Dr. Merav Parter: Having faith in math
Students
If you want to devote your life to the study of math, says Dr. Merav Parter, “you have to be a little irrational.
” Dr. Parter, who received her PhD in the spring from the Department of Computer Science and Applied Mathematics, says that with a clear sense of irony.
“Real breakthroughs in any field are rare, and if a scientist or mathematician is lucky, he or she will have one really good discovery in the course of his or her career. So working on a particular problem in math day after day, month after month, year after year isn’t entirely rational,” she says. “So one needs a bit of spirituality and faith to keep pursuing the solution to a problem that no one has ever solved before.”
Dr. Parter, who studied under the guidance of Prof. David Peleg, Dean of the Faculty of Mathematics and Computer Science, is religiously observant— which, she says, “is helpful to me in creating order and patterns in my life, and in the faith it gives me.” She also writes songs, and is a literature buff.
Her field is the topology of wireless communication: how wireless networks—for our phones, Internet, and other telecommunication methods—can function better, based on more sophisticated algorithms.

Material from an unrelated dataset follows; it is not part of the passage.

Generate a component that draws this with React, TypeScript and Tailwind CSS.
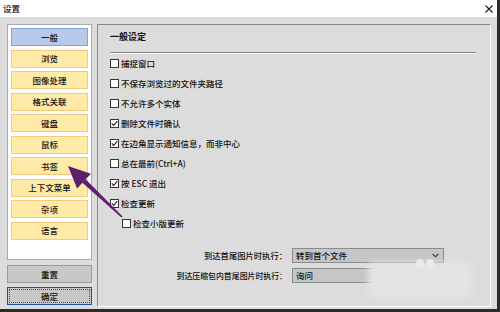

Think eradication of dead zones, perfect reception from anywhere on earth to anywhere else on earth: this is what she and other mathematicians in this field are striving for.
“Merav was the kind of model student that any advisor dreams of having: full of energy, creative and extremely bright, fearless when it comes to entering new topics and mastering advanced and complex mathematical techniques, and at the same time pleasant and modest,” says Prof. Peleg.

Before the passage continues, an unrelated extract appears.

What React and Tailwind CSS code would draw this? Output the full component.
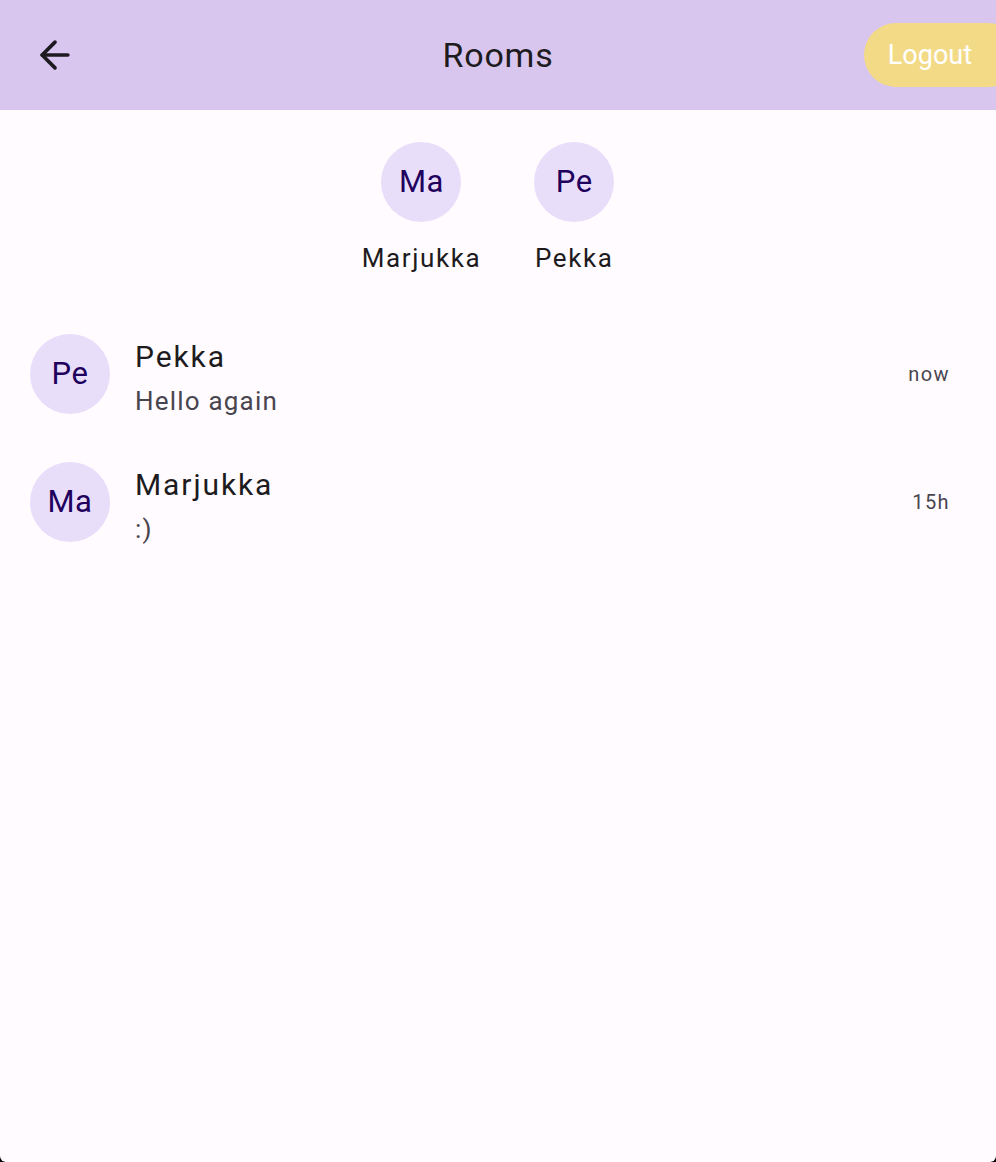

This summer, Dr. Parter moved to Boston, where she is doing her postdoctoral fellowship at MIT, in one of the world’s top communications and engineering labs. She was one of the Feinberg Graduate School’s most outstanding students and the FGS graduation ceremony’s student keynote speaker. She received the prestigious Dimitris N. Chorafas Prize this year, the Google European Doctoral Fellowship in Distributed Computing, and the Dean’s Award for Excellence for her MSc studies, among other honors. Her postdoctoral studies are supported by a Fulbright fellowship, a Rothschild fellowship, and the Israel National Postdoctoral Award for Women in Science offered by the Weizmann Institute.

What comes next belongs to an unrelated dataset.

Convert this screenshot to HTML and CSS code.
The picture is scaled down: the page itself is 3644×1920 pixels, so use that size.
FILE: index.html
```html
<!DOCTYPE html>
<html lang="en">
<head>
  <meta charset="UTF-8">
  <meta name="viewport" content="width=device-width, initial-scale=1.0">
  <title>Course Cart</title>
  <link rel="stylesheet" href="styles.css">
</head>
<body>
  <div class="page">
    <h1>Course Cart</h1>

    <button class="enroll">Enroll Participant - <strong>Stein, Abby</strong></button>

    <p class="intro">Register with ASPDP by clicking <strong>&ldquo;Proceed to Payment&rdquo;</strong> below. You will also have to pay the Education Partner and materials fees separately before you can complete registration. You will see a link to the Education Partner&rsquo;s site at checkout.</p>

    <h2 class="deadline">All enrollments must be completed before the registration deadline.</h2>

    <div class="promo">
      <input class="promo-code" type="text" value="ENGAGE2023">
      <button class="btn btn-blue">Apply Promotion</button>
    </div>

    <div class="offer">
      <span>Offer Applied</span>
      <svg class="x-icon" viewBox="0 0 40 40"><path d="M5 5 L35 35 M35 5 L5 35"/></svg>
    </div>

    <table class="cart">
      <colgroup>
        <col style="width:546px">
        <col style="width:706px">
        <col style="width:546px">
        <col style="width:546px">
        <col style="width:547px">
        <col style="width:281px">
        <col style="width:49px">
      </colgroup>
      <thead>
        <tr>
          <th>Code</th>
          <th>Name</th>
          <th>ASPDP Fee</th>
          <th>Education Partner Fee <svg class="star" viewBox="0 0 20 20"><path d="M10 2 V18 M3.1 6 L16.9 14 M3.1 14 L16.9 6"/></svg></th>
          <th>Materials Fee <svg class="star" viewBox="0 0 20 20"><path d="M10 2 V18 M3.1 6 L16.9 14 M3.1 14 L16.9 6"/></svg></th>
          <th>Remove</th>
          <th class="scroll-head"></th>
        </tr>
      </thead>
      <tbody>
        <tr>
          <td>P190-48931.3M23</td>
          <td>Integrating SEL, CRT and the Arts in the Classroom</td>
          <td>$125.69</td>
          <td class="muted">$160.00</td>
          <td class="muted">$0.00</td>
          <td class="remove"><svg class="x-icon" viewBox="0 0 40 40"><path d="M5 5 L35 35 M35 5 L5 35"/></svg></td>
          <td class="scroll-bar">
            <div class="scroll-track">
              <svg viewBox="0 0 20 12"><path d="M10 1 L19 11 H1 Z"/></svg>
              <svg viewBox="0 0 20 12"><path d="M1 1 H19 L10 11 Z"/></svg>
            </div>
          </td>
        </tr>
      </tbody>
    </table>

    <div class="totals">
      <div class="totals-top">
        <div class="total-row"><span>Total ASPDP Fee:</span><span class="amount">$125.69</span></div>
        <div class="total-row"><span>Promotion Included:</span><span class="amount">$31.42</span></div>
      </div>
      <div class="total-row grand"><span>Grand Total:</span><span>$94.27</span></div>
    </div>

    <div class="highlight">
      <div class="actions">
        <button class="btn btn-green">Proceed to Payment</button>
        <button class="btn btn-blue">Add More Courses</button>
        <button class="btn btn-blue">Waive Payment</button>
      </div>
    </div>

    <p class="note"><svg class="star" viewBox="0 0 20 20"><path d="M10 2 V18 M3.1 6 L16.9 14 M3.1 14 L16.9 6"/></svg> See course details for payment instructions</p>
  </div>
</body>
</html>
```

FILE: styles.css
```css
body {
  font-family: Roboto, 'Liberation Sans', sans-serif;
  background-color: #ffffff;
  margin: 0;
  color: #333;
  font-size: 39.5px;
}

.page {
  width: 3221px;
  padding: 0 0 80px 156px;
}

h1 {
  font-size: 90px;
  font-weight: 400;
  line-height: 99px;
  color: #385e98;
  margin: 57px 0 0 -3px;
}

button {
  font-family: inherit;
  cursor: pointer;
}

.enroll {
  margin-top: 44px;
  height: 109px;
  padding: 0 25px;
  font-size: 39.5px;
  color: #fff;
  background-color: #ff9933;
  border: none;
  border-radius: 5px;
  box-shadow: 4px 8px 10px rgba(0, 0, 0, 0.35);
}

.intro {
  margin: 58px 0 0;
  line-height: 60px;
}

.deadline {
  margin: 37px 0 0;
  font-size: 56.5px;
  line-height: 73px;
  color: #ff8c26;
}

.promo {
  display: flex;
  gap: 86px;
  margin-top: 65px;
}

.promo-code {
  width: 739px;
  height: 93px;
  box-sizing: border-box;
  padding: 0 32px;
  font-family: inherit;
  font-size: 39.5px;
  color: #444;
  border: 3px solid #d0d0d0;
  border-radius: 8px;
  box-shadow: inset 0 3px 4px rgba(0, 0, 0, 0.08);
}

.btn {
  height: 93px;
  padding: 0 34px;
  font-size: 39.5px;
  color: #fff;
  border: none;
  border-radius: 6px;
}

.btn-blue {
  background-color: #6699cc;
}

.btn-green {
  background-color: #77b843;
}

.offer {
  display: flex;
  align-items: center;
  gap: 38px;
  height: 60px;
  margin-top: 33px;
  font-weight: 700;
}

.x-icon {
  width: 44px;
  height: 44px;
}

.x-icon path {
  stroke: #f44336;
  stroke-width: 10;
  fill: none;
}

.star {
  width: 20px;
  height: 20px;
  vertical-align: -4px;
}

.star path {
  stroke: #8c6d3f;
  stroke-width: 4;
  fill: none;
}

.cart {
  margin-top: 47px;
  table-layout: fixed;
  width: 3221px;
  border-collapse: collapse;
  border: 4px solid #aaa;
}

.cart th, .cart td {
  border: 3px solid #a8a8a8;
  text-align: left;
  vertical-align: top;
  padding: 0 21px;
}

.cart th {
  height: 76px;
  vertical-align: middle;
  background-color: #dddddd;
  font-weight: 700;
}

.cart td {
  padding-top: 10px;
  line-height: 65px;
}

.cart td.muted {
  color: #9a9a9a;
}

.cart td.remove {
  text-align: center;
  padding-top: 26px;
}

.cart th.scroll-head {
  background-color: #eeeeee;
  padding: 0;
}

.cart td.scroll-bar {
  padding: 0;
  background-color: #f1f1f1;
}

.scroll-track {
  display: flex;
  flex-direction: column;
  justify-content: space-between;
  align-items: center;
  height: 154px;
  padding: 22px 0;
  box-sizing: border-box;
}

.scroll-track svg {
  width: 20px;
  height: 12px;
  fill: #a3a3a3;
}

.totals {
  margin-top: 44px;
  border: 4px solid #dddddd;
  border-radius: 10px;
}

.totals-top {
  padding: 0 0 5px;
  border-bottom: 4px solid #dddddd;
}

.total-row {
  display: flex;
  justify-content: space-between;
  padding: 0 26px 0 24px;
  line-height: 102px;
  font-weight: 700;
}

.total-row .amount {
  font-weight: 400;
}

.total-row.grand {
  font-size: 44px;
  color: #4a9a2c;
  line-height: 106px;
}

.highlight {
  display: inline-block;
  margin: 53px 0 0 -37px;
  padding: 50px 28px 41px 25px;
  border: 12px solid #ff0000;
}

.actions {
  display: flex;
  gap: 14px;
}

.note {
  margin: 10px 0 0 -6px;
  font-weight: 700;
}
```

From industry to the bench
Dr. Parter, who grew up in Bat-Yam, and did her MSc at the Weizmann Institute in an altogether different field: bioinformatics, in the lab of Prof. Uri Alon of the Department of Molecular Cell Biology. She then worked for CheckPoint Software Technologies Ltd., one of Israel’s most successful high-tech companies in the field of telecommunications security, as a software engineer. There, she says, “I learned about the practical needs in the field of electrical engineering. But I missed the academic environment. I had already tasted basic research at Weizmann, and had gotten used to the freedom of thought and exploration that it offered.”
So she came back to the Institute for her PhD studies, but with a new focus: math. Like Prof. Alon, Prof. Peleg was an outstanding mentor. “David didn’t give me answers,” she says. “He asked me questions to which there are answers, and told me to approach them alone, as I thought best. Since then, when I have advised [masters’] students, I have tried to take the same approach. I tell them, ‘Stop reading how everyone else tried to solve the problem. You may come up with something even better this way.’” That’s an unsettling place for many students to be, but, she says, it’s doable with just a little bit of irrational faith.